Esasen Osmanlı İmparatorluğu’nun son dönemlerinde toplumda ön planda görülmeye başlayan kadınlar, Cumhuriyetle birlikte daha çok seslerini duyurmaya başlamışlar ve yeni bir kadın kimliğinin inşasında rol almışlardı. Cumhuriyetin ilk yıllarından başlayarak Nezihe Muhiddin öncülüğündeki Kadınlar Halk Fırkası’nın kurulma girişimini, Türk Kadınlar Birliği, İzmir Yardımcı Hemşireler Derneği, Kadın Esirgeme Kurumu (Yardım Sevenler Derneği) ve Kadıköy Kadın Yurdu gibi oluşumların hayata geçirilmesi takip etmişti.
Bu gelişmelerle birlikte, 1935-1945 yılları arasında cereyan eden tek parti döneminde egemen olan tek örgüt anlayışıyla ülkedeki diğer dernekler gibi kadın dernekleri de kapatılmış, yalnızca dönemin sembolik kurumlarından olan Halkevlerinin faaliyetlerine izin verilmişti. Bu sebeple kadınlara yalnızca Halkevleri çatısı altında sosyal faaliyetlerde bulunma izni verilmişti. Böylece araştırmacılar tarafından bir geçiş dönemi olarak adlandırılan on yıllık süre boyunca herhangi bir kadın derneği tekil olarak faaliyette bulunmamıştı.

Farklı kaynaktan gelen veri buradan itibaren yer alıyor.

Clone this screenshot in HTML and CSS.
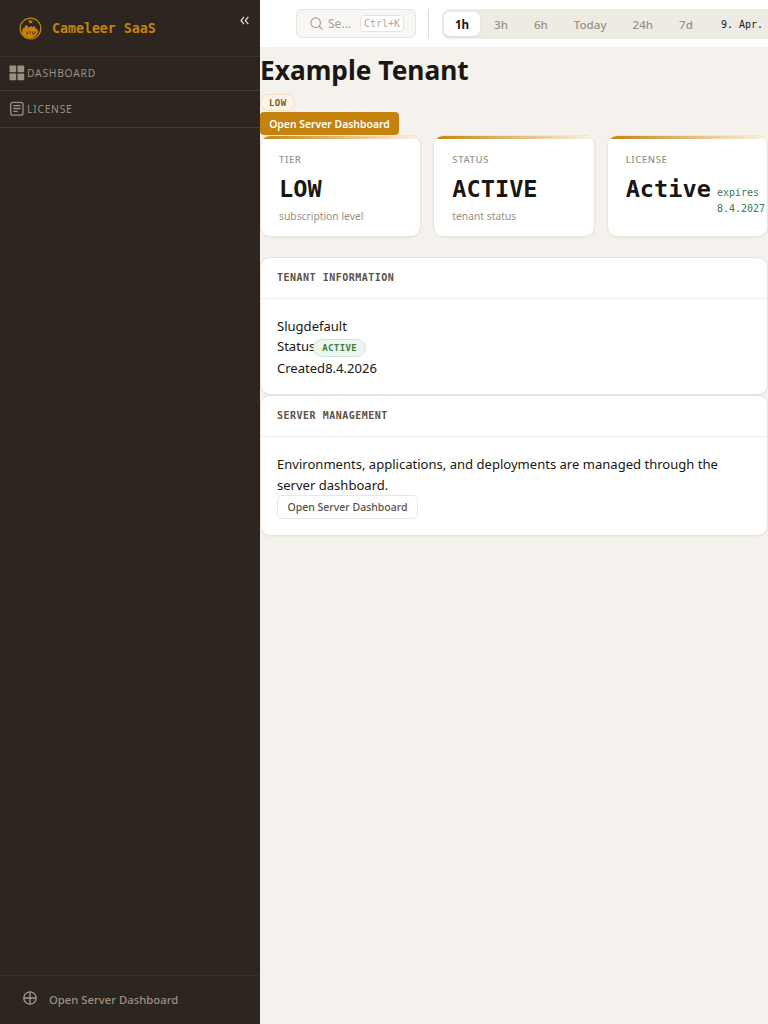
FILE: index.html
```html
<!DOCTYPE html>
<html lang="en">
<head>
<meta charset="utf-8">
<title>Cameleer SaaS</title>
<link rel="stylesheet" href="styles.css">
</head>
<body>
<div class="app">
  <aside class="sidebar">
    <div class="brand">
      <svg class="logo" width="23" height="23" viewBox="0 0 24 24">
        <circle cx="12" cy="12" r="10.800" fill="none" stroke="#c6820e" stroke-width="1.300"/>
        <path d="M3.200 14.500 4 11.800l1.800-.6.700-2.300 1.500-.4 1.200.6.500 2.400 1.800-1.500 1.300-.4 1.200 1.200 1.500-1.500 1.300.8.500 2 1.800.6 1 2.300-1.500 3.500-3.300 2.900-3.100.800-3.500-.500-3.300-1.800-2-2.800z" fill="#c6820e"/>
        <path d="M12 2.800l.9 1.500 1.800-.3-1.300 1.300.6 1.500-2-.9-1.500.8.500-1.600-1.500-1z" fill="#c6820e"/>
        <path d="M8.500 15v3.500M11.500 14.500v3M14.500 15v3.500M17 15l-1 3" stroke="#2c2520" stroke-width=".9" fill="none"/>
      </svg>
      <span class="brand-name">Cameleer SaaS</span>
      <svg class="collapse" width="9" height="9" viewBox="0 0 9 9" fill="none" stroke="#e4dfd6" stroke-width="1.200">
        <path d="M4 .8 1 4.500l3 3.700M8.300 .8 5.300 4.500l3 3.700"/>
      </svg>
    </div>
    <nav class="nav">
      <a class="nav-item">
        <svg width="16" height="16" viewBox="0 0 16 16" fill="#9a9184"><rect x="0.500" y="0.500" width="6.700" height="6.700" rx="0.800"/><rect x="8.500" y="0.500" width="6.700" height="6.700" rx="0.800"/><rect x="0.500" y="8.500" width="6.700" height="6.700" rx="0.800"/><rect x="8.500" y="8.500" width="6.700" height="6.700" rx="0.800"/></svg>
        <span>DASHBOARD</span>
      </a>
      <a class="nav-item nav-item-last">
        <svg width="16" height="16" viewBox="0 0 16 16" fill="none" stroke="#9a9184" stroke-width="1.300"><rect x="1.700" y="1.300" width="12.300" height="12.800" rx="2.200"/><path d="M4.300 4.700h7.200M4.300 7.500h7.200M4.300 10.400h4.400"/></svg>
        <span>LICENSE</span>
      </a>
    </nav>
    <div class="side-foot">
      <svg width="14" height="14" viewBox="0 0 14 14" fill="none" stroke="#a39a8d" stroke-width="1.300"><circle cx="7" cy="7" r="6.200"/><path d="M7 .8v12.400M.8 7h12.400"/></svg>
      <span>Open Server Dashboard</span>
    </div>
  </aside>
  <div class="main">
    <header class="topbar">
      <div class="search">
        <svg width="13" height="13" viewBox="0 0 13 13" fill="none" stroke="#a89f92" stroke-width="1.100"><circle cx="5.700" cy="5.700" r="4.800"/><path d="m9.200 9.200 3.300 3.300"/></svg>
        <span class="search-text">Se...</span>
        <kbd class="kbd">Ctrl+K</kbd>
      </div>
      <div class="divider"></div>
      <div class="ranges">
        <span class="range active">1h</span>
        <span class="range">3h</span>
        <span class="range">6h</span>
        <span class="range">Today</span>
        <span class="range">24h</span>
        <span class="range">7d</span>
        <span class="range-date">9. Apr. 2026</span>
      </div>
    </header>
    <main class="content">
      <h1 class="title">Example Tenant</h1>
      <div class="line"><span class="badge badge-low">LOW</span></div>
      <div class="line"><button class="btn-primary">Open Server Dashboard</button></div>
      <section class="stats">
        <div class="stat">
          <div class="stat-label">TIER</div>
          <div class="stat-value">LOW</div>
          <div class="stat-sub">subscription level</div>
        </div>
        <div class="stat">
          <div class="stat-label">STATUS</div>
          <div class="stat-value">ACTIVE</div>
          <div class="stat-sub">tenant status</div>
        </div>
        <div class="stat">
          <div class="stat-label">LICENSE</div>
          <div class="stat-row">
            <div class="stat-value">Active</div>
            <div class="stat-exp">expires 8.4.2027</div>
          </div>
        </div>
      </section>
      <section class="card">
        <div class="card-head">TENANT INFORMATION</div>
        <div class="card-body">
          <div class="row">Slugdefault</div>
          <div class="row row-status">Status<span class="badge badge-ok">ACTIVE</span></div>
          <div class="row">Created8.4.2026</div>
        </div>
      </section>
      <section class="card">
        <div class="card-head">SERVER MANAGEMENT</div>
        <div class="card-body card-body-server">
          <p class="para">Environments, applications, and deployments are managed through the server dashboard.</p>
          <button class="btn-plain">Open Server Dashboard</button>
        </div>
      </section>
    </main>
  </div>
</div>
</body>
</html>
```
FILE: styles.css
```css
* { box-sizing: border-box; }
html, body { margin: 0; height: 100%; overflow: hidden; }
body { font-family: "Noto Sans", "Open Sans", sans-serif; background: #f5f2ed; color: #1a1612; }
.app { display: flex; width: 768px; height: 1024px; overflow: hidden; }

.sidebar { flex: 0 0 260px; background: #2c2520; display: flex; flex-direction: column; position: relative; }
.brand { height: 57px; display: flex; align-items: center; padding: 0 0 0 19px; border-bottom: 1px solid #38312b; position: relative; }
.logo { flex: none; }
.brand-name { margin-left: 10px; font: 700 13.250px "DejaVu Sans Mono", monospace; color: #c6820e; }
.collapse { position: absolute; left: 240px; top: 16px; }
.nav { display: flex; flex-direction: column; }
.nav-item { height: 34px; display: flex; align-items: center; gap: 2px; padding: 0 0 1px 9px; font-size: 10.300px; letter-spacing: 0.750px; color: #9a9184; border-bottom: 1px solid #423b35; }
.nav-item-last { height: 37px; padding-bottom: 0; }
.side-foot { margin-top: auto; height: 49px; border-top: 1px solid #38312b; display: flex; align-items: center; gap: 12px; padding: 0 0 2px 23px; font-size: 11.300px; font-weight: 500; color: #9a9184; }
.side-foot svg { margin-top: -3px; }

.main { flex: 1 1 auto; min-width: 0; display: flex; flex-direction: column; }
.topbar { height: 47px; background: #fff; display: flex; align-items: flex-start; padding: 9px 0 0 36px; flex: none; overflow: hidden; }
.search { flex: none; width: 120px; height: 29px; display: flex; align-items: center; border: 1px solid #e8e3db; border-radius: 6px; background: #f9f7f3; padding: 0 12px 0 13px; color: #a89f92; font-size: 12px; }
.search-text { margin-left: 5px; }
.kbd { margin-left: auto; margin-right: -1px; font: 10px "DejaVu Sans Mono", monospace; color: #b3aa9d; background: #fff; border: 1px solid #e8e3db; border-radius: 4px; padding: 2px 3px; }
.divider { flex: none; width: 1px; height: 29px; background: #e0dbd2; margin: 0 13px 0 12px; }
.ranges { flex: none; display: flex; align-items: flex-start; height: 30px; padding: 3px 2px; background: #eeeae4; border-radius: 8px; font-size: 11.600px; font-weight: 500; color: #9a9184; }
.range { padding: 0 13px; height: 24px; display: flex; align-items: center; }
.range.active { background: #fff; color: #1a1612; border-radius: 6px; font-weight: 700; box-shadow: 0 1px 2px rgba(0,0,0,.08); width: 36px; padding: 0; justify-content: center; margin-right: 1px; }
.range-date { font: 10px "DejaVu Sans Mono", monospace; color: #1a1612; margin-left: 15px; height: 24px; display: flex; align-items: center; white-space: nowrap; }

.content { flex: 1 1 auto; }
.title { margin: 8px 0 0; font-size: 26.300px; line-height: 30px; font-weight: 700; color: #1a1612; }
.line { display: flex; }
.badge { display: inline-flex; align-items: center; height: 17px; border-radius: 9px; font: 700 9px "DejaVu Sans Mono", monospace; padding: 0 8px; letter-spacing: .4px; }
.badge-low { background: #fdf6e8; border: 1px solid #f3dfba; color: #7a5b20; margin-top: 9px; }
.btn-primary { display: block; height: 23px; width: 139px; border: 0; padding: 0; border-radius: 4px; background: #c6820e; color: #fff; font: 600 10.400px "Noto Sans", sans-serif; margin-top: 1px; }

.stats { display: grid; grid-template-columns: repeat(3, 1fr); gap: 12px; margin-bottom: 20px; }
.stat { height: 102px; background: #fff; border: 1px solid #e8e3db; border-radius: 10px; padding: 18px 18px 0; position: relative; overflow: hidden; box-shadow: 0 1px 2px rgba(0,0,0,.04); }
.stat::before { content: ""; position: absolute; left: 0; right: 0; top: 0; height: 3px; background: linear-gradient(90deg, #c6820e, #fbf3e4); }
.stat-label { font-size: 9.500px; line-height: 12px; letter-spacing: .6px; color: #9a8f82; font-weight: 500; }
.stat-value { font: 700 23.600px/28px "DejaVu Sans Mono", monospace; color: #1a1612; margin-top: 9px; }
.stat-sub { font-size: 10.300px; line-height: 14px; color: #9a8f82; margin-top: 6px; }
.stat-row { display: flex; align-items: flex-start; gap: 6px; }
.stat-exp { font: 10px/16px "DejaVu Sans Mono", monospace; color: #3d7c47; margin-top: 19px; }

.card { background: #fff; border: 1px solid #e8e3db; border-radius: 10px; box-shadow: 0 1px 2px rgba(0,0,0,.04); }
.card-head { height: 41px; padding: 0 16px 2px; display: flex; align-items: center; font: 700 10px "DejaVu Sans Mono", monospace; letter-spacing: .5px; color: #5c5246; border-bottom: 1px solid #f0ece6; }
.card-body { padding: 17px 16px 15px; font-size: 13.050px; line-height: 21px; }
.card-body-server { padding-bottom: 16px; }
.row { display: flex; align-items: center; height: 21px; }
.row-status { align-items: flex-start; line-height: 19px; }
.badge-ok { background: #edf6ef; border: 1px solid #cfe5d4; color: #3d7c47; padding: 0 8px; height: 18px; margin: 2px 0 0 -2px; }
.para { margin: 0 0 -1px; }
.btn-plain { display: block; height: 24px; width: 141px; padding: 0; background: #fff; border: 1px solid #ebe7e0; border-radius: 5px; color: #5c5246; font: 500 10.500px "Noto Sans", sans-serif; }
```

II. Dünya Savaşı’nı takiben dünyada yaşanan gelişmelerin etkisiyle Türk siyasi hayatında yeni bir evreye geçilerek çok partili demokrasi yürürlüğe girmişti. Bu doğrultuda 3512 sayılı dernekler yasasında 5 Haziran 1949 tarihli 4919 sayılı yasa ile değişiklikler yapılmış ve kadınların dernek kurmaları önündeki engeller kaldırılmıştı. Böylece kadın örgütlenmesi açısından yeni bir aşamaya geçilen 1960 tarihine kadar süren bir dönem başlamıştı. Bu dönemde Türk Kadınlar Birliği, Meslek Kadınları Yardım Cemiyeti (Soroptimist Klübü), Türk Üniversiteli Kadınlar Derneği, Kadın Sosyal Hayatını Tetkik Kurumu Cemiyeti, Kadın Haklarını Koruma Derneği, Türkiye Ulusal Kadınlar Partisi (Kadınlar Partisi), Türk Anneler Derneği ve Türk Kadınlar Konseyi Derneği (Kadınlar Dayanışma Derneği) gibi dernek ve siyasi örgütler kurulmuştu. Bu oluşumlardan birisi de İzmir merkezli Kadınlığı Koruma ve Sosyal Yardım Cemiyeti’ydi.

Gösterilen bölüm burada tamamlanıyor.